#### [Problem requirements]
List each line in which the string "that" appears.

#### [Exercise inputs]

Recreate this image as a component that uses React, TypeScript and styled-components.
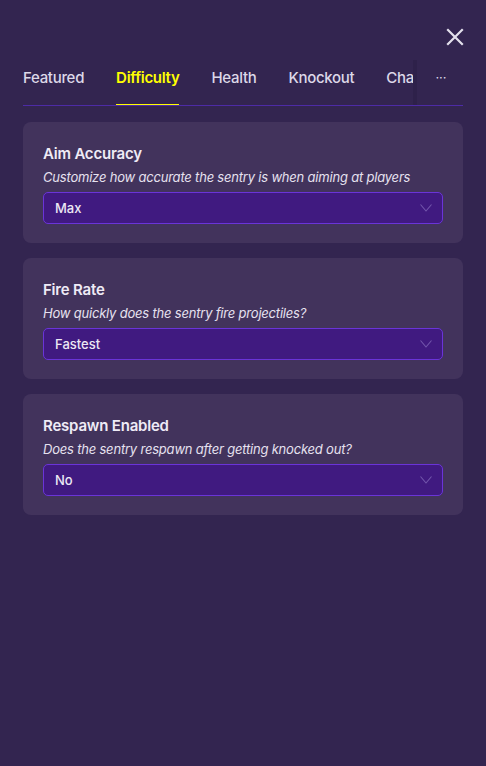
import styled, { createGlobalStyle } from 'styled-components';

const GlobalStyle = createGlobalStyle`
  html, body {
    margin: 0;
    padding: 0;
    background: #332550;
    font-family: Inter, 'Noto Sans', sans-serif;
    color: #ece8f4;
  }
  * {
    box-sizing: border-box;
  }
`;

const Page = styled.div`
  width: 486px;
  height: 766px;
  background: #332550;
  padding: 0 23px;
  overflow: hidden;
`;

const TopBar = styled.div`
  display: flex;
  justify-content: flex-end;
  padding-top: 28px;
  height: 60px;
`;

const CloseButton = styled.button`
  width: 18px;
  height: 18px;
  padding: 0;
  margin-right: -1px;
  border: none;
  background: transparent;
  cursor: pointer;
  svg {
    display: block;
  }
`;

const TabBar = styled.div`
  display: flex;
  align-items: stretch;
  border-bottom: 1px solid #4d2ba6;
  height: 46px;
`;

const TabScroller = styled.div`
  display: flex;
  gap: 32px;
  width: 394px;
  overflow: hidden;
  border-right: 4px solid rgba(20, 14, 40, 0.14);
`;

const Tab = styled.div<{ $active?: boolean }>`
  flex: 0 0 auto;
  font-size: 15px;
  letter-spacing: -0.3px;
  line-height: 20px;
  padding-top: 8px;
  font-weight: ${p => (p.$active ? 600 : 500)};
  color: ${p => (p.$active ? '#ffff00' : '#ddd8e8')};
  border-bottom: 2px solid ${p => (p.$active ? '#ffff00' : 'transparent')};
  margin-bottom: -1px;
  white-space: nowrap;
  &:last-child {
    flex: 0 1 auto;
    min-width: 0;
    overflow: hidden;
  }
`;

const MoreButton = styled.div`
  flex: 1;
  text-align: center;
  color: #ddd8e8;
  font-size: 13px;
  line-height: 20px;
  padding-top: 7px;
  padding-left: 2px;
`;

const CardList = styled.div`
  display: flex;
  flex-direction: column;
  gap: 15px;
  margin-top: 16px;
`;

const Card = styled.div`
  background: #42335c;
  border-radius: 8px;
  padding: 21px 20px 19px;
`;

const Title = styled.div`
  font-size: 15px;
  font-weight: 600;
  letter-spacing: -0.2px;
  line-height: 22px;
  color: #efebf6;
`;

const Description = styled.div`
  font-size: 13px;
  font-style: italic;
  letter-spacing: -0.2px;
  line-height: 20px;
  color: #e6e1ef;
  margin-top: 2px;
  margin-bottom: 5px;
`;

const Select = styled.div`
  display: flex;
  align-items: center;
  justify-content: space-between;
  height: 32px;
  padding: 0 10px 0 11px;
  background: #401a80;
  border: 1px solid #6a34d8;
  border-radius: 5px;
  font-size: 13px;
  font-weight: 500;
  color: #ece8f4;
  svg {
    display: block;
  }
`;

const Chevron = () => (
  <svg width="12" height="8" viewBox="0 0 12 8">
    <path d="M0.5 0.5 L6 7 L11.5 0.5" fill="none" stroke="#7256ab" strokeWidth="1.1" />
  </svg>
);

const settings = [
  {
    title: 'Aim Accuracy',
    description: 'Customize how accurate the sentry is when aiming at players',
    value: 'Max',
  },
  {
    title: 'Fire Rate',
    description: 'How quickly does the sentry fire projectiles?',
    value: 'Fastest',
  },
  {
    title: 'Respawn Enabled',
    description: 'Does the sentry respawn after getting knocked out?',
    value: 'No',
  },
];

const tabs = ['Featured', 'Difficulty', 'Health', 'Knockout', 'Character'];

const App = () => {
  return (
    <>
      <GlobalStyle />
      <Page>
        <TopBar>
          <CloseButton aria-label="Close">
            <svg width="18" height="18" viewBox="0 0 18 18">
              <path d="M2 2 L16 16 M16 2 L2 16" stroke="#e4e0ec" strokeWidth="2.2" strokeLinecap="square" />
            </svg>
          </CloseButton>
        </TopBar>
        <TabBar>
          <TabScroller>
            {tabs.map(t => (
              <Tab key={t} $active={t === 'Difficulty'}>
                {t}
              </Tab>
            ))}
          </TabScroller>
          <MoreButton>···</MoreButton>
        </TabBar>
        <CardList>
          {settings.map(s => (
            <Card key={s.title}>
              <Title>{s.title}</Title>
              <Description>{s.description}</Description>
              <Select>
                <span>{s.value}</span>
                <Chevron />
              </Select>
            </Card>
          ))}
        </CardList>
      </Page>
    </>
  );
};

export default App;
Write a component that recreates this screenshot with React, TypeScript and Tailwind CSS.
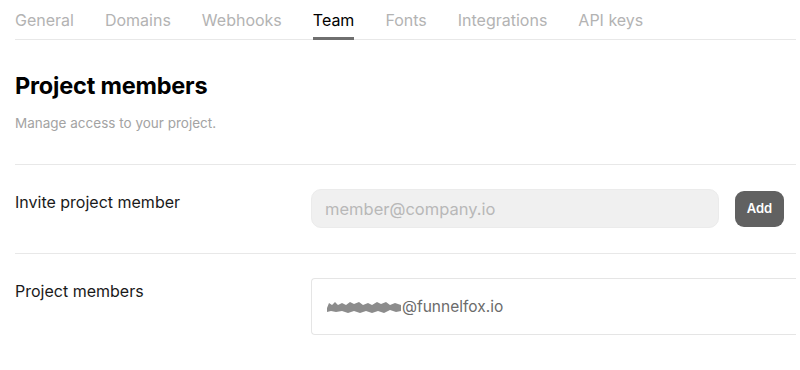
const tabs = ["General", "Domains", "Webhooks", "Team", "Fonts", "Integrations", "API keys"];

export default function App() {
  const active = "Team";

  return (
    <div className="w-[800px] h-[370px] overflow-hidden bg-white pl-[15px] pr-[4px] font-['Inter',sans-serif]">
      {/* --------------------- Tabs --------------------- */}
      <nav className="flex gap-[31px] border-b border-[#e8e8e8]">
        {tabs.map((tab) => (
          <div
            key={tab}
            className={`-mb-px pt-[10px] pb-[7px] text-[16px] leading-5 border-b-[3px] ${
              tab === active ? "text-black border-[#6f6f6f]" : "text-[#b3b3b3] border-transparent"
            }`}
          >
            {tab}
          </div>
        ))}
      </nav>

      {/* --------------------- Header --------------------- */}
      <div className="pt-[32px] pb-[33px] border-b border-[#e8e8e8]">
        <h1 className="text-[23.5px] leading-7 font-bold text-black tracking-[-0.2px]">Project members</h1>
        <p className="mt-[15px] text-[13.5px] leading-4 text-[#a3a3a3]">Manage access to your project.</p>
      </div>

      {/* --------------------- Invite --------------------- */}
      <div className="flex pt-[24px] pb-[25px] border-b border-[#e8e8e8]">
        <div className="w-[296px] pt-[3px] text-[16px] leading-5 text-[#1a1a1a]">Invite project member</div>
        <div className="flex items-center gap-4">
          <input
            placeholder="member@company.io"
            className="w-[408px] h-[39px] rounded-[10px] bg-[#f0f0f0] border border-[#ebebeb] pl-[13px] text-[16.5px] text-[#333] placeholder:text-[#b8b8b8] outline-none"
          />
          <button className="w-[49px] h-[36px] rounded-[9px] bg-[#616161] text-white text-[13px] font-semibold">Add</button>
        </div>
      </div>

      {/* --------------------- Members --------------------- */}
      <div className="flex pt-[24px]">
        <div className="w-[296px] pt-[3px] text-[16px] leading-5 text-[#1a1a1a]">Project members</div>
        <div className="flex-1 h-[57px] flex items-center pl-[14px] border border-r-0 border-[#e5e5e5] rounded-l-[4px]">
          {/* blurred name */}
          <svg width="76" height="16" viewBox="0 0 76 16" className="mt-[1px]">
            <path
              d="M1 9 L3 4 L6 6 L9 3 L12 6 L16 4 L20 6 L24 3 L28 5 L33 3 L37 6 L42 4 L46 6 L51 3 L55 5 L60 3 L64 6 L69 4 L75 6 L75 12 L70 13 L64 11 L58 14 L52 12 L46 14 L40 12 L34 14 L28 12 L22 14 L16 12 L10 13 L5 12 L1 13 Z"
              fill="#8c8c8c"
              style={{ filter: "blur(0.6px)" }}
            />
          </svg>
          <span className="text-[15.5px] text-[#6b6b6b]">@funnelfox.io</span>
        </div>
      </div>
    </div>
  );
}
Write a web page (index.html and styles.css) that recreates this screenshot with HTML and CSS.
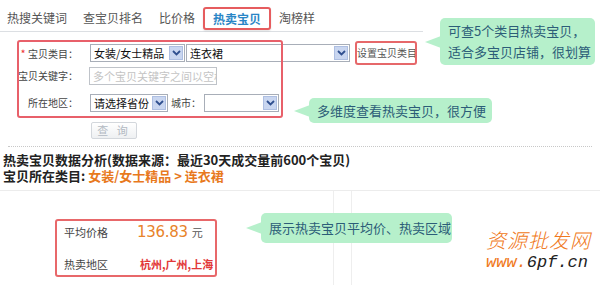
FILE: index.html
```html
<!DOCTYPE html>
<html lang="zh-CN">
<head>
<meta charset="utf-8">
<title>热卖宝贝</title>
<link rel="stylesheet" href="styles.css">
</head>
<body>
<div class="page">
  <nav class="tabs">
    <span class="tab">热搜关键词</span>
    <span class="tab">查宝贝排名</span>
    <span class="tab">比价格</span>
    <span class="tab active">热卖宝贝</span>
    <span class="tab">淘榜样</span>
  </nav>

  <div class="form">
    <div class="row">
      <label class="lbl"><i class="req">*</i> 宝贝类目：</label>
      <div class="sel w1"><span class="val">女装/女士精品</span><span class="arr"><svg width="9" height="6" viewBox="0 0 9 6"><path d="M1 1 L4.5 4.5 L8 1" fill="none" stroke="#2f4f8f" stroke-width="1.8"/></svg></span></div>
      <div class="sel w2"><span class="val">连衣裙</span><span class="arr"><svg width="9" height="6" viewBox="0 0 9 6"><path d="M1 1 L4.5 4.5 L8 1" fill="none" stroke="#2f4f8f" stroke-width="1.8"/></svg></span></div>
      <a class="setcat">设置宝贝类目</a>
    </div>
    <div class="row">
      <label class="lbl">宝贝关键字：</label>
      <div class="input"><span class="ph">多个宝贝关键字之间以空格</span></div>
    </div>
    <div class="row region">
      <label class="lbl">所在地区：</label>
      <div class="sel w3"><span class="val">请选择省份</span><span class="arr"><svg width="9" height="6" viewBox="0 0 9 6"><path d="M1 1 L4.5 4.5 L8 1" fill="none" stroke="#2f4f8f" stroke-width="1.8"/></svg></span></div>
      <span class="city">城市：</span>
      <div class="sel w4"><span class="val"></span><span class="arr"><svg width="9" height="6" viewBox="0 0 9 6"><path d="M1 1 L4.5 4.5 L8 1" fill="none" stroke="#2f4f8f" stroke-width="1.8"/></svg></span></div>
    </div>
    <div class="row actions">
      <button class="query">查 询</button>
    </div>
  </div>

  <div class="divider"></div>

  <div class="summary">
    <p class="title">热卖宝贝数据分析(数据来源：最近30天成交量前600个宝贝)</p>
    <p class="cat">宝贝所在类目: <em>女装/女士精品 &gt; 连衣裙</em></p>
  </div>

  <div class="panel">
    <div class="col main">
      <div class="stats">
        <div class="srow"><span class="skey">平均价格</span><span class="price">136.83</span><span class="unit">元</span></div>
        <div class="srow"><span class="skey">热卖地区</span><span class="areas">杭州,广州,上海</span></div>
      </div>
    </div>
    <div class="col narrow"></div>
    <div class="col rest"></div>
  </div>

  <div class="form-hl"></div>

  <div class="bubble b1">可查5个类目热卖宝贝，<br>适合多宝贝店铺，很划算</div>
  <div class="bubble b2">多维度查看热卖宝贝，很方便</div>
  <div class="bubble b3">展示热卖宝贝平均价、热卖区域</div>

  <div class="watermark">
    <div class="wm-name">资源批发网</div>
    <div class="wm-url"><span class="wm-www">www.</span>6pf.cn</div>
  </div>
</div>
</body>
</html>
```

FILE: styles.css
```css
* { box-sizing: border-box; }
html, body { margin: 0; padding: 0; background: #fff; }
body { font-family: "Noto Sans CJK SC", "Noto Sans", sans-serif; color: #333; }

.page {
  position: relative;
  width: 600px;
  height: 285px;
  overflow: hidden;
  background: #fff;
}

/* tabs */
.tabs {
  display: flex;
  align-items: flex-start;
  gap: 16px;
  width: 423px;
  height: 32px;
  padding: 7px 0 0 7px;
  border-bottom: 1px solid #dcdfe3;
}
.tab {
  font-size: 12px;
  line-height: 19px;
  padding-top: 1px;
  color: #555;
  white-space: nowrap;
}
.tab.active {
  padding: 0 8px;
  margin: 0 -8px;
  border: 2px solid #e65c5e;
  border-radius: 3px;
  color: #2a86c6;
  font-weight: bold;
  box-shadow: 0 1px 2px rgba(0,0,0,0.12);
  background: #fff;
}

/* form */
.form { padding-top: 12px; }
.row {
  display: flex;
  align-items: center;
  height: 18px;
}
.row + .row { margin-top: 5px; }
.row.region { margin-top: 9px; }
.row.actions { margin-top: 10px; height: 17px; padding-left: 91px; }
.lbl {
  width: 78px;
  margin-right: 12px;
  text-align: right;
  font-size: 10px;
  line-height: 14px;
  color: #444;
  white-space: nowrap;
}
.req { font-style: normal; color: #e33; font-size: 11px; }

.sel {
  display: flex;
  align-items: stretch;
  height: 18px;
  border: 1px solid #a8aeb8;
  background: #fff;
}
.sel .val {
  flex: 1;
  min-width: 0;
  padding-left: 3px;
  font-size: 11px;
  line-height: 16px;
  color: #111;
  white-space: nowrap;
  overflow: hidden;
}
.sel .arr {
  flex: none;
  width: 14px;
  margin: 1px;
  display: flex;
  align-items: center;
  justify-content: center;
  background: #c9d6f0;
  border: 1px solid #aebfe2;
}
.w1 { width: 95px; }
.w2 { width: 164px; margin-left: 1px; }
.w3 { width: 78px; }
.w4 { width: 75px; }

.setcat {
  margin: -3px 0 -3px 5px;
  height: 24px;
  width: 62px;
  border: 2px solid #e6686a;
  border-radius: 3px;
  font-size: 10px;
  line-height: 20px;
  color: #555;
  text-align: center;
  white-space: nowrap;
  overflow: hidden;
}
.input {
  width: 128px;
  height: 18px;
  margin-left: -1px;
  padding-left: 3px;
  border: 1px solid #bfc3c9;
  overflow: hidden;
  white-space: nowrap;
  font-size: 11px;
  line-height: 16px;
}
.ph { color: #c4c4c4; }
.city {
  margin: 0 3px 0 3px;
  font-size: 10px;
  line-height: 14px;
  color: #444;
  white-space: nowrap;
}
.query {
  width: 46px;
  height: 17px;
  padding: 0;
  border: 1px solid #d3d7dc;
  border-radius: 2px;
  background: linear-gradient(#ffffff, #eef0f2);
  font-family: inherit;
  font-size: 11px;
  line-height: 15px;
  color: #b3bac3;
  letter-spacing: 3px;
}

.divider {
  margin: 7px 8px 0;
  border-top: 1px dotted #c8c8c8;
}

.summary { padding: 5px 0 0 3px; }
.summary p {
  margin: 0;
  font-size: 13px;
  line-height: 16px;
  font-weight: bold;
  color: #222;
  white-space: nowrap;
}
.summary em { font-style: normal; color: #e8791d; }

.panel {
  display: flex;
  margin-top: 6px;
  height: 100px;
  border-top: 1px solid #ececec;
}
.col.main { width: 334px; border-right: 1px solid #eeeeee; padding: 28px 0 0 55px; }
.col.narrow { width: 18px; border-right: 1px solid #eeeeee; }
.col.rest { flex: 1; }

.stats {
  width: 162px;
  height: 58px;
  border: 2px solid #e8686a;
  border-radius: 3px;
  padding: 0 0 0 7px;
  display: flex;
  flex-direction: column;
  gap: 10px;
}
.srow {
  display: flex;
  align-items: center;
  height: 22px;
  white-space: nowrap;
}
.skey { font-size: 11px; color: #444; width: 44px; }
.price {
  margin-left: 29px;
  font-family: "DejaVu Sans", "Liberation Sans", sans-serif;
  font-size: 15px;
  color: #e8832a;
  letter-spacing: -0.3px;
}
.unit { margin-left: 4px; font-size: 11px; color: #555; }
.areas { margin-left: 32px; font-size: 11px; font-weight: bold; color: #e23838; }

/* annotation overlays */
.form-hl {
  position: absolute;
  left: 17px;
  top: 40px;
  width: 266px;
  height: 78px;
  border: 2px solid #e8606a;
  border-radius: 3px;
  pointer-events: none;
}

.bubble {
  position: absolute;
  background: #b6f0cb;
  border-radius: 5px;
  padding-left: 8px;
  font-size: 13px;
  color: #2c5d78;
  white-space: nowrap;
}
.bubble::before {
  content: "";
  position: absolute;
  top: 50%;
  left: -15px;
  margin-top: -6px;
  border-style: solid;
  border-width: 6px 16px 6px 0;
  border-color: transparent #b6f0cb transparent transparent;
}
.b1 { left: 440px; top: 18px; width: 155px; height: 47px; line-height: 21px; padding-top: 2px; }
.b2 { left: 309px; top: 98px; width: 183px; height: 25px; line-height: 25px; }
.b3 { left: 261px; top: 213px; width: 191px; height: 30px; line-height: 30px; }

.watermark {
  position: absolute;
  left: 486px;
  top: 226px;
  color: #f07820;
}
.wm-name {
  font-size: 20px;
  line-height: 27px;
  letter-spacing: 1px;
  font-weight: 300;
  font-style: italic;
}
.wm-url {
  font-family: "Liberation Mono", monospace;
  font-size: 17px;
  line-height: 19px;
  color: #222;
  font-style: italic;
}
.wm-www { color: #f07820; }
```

#### [Reply]
Recreate this image as a component that uses React, TypeScript and styled-components.
Write a component that recreates this screenshot with React, TypeScript and Tailwind CSS.
Write a web page (index.html and styles.css) that recreates this screenshot with HTML and CSS.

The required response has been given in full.